Linear Electromagnetic Actuation System for Active Vehicle Suspension
Clearly, the suspension system is a key component of the modern car having to isolate vibration, optimise road holding and ensure reliable cornering. It does this by absorbing energy and dissipating it while travelling over rough ground. In addition, the suspension system has to maintain the vehicle´s wheel geometry to maximise tyre contact with the road at all times, and react to the weight of the car during cornering to minimise body roll.
There are numerous variations and different configurations of suspension, and a car usually has a different design on the front and back. However, whilst suspension systems are a fundamental element of any vehicle and may appear to be relatively simple, designing and implementing them to balance passenger comfort with handling is a complex task. Soft suspensions provide a smooth ride, but result in body roll or pitch during braking, acceleration and cornering, whilst stiff suspensions minimise body motion and allow cars to be driven more aggressively, albeit at the expense of ride quality.

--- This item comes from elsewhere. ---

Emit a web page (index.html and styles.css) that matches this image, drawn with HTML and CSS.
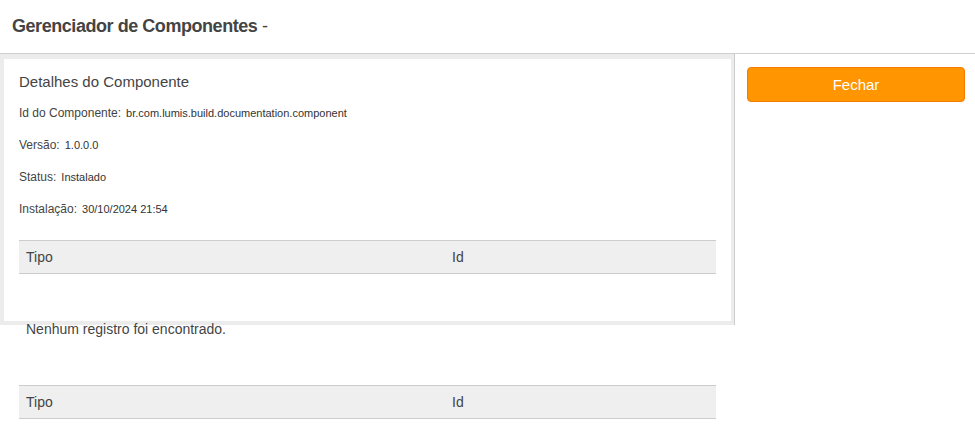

To overcome the limitations of conventional suspension systems, over the years, various alternative suspension technologies have been developed. For example, hydrostatic, hydro-gas, hydro-pneumatic and hydraulic - an innovation which has previously been exploited in motorsport. However, these also have their limitations and/or are too expensive for production cars.
Recent advances in linear electromagnetic machines, facilitated by advances in magnetic materials, power electronics and digital control systems, may, however, make it possible to introduce a totally new suspension technology. This is the subject of the proposed research, which envisages using a single linear motor at each wheel, Figs. 1 and 2, in place of the conventional shock absorber and spring system.
The main benefit of employing linear motors is that they can move much faster than conventional fluid-based damper suspension systems, and can, therefore, respond quickly enough to virtually eliminate all movement and vibration of the body of a car under all driving and road conditions, and to counter body roll by automatically stiffening the suspension when cornering, thereby giving the driver a greater sense of control and, hence, improving safety.
The research programme will address the design optimisation of force-dense, energy-efficient linear electrical motors and the associated mathematical algorithms which will be necessary to provide the required active control of the suspension system. The utility of the developed suspension technology will be demonstrated on a quarter car rig, and the resulting vehicle performance improvements will also be quantified by simulations over the full range of ride, handling and stability.